Unified basketball promotes inclusion in sports


Dayton Jones

David Doan dribbling the ball up field during the Campo Verde game on the 14th of April. Doan later that week earned the “Initiative” character matters awards.

Unified basketball kicked off with their first game on Apr. 5 and the athletes are excited to get the season started. Unified sports is a time where students otherwise not able to play in the regular season sports can enjoy the game, and bring a bright spirit to it. Coach Rose Escalante stated, “Because we may look different or learn differently, doesn’t mean they can’t play. You can enrich the lives of our athletes in many life-changing ways.”

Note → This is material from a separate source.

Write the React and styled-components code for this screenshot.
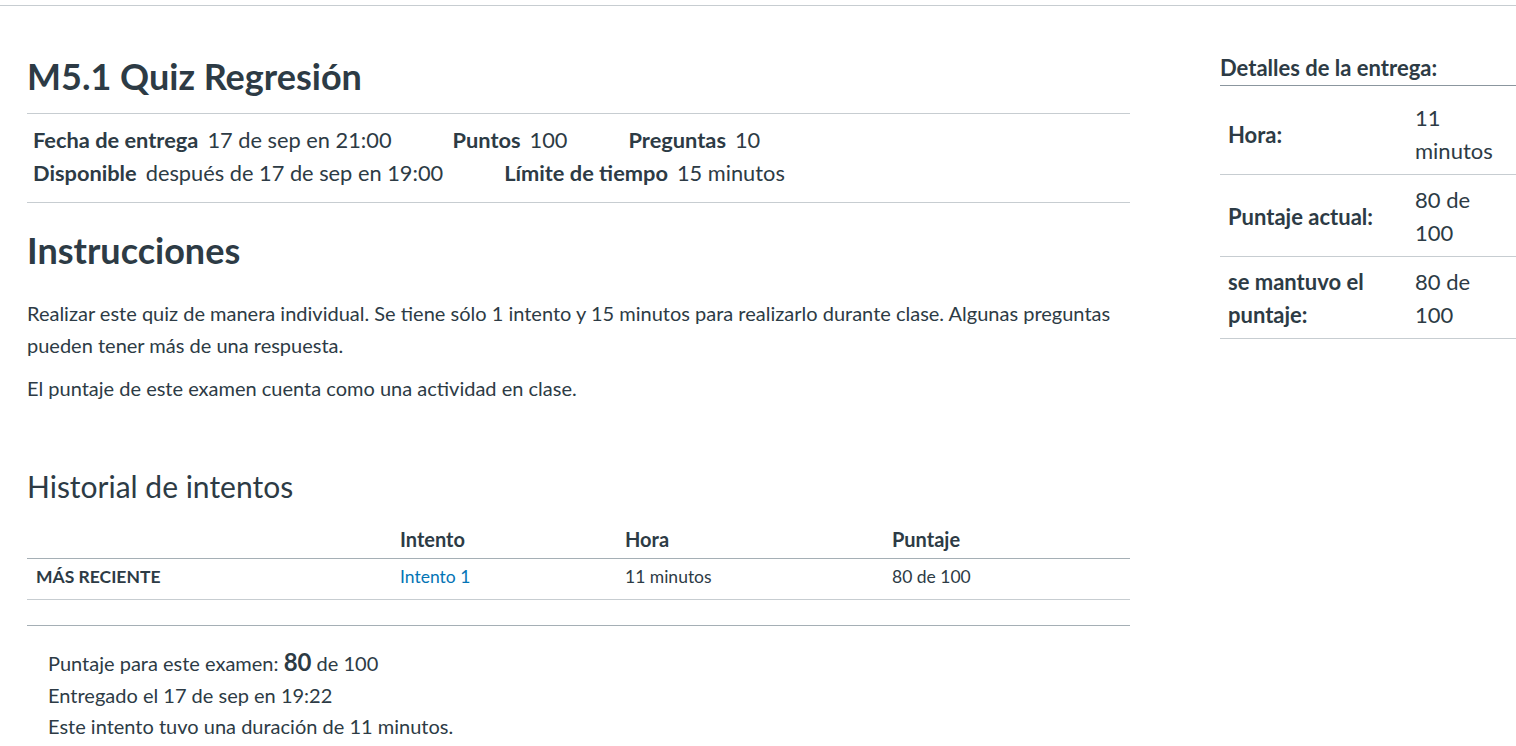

Escalante started coaching because her son “had an intellectual disability when he was younger.” She has now been coaching for a little over seven years off and on being head and assistant coach. 

Unified sports is more than just the games they play; it is about learning teamwork, having fun, and inclusivity. Not only is it a good time for the athletes, but their partners as well. Joey Lujan who has been a part of the unified sports since freshman year stated, “I got started with doing unified sports in junior high and it was a lot of fun and I like hanging out with the kids.”

With every sport, the team learns different skills. This season, unified is learning basketball techniques and other related skills. Leah DeTemple who started sophomore year said, “right now we are focusing on teamwork and making sure we pass the ball and everyone gets a chance to dribble up the ball and make some shots.”

With only one basketball court, there is limited availability so unified gets in practice when they can. Escalante said, “Because we share the gym with the other sports teams, we only get to practice once a week. It’s sometimes hard to remember what we learned.” The athletes are always happy and excited when they get to play whenever possible. “I also love when they see me in the halls and remind me that we have practice,” Escalante added.

Giving all players a chance to shoot, score, and dribble during the games is present while watching. If a player misses a basket they are given another chance or two to make it, but partners do not make any shots. They help by giving it to athletes and cheering on each other. In fact, both team’s parents and players cheer when the other makes a basket to keep the encouragement going. 

The games are not just about winning it is about getting to play and improve each and every practice or game. Lujan stated, “we’ve only had one game so far but we played really well. We did lose but we are still learning.” Escalante added, “My favorite part of coaching is watching the athletes improve at each practice and game. They always want to do their best and show great teamwork.” 

The best part of coaching and playing is “the love and support that everyone gives on and off the playing field,” Escalante noted.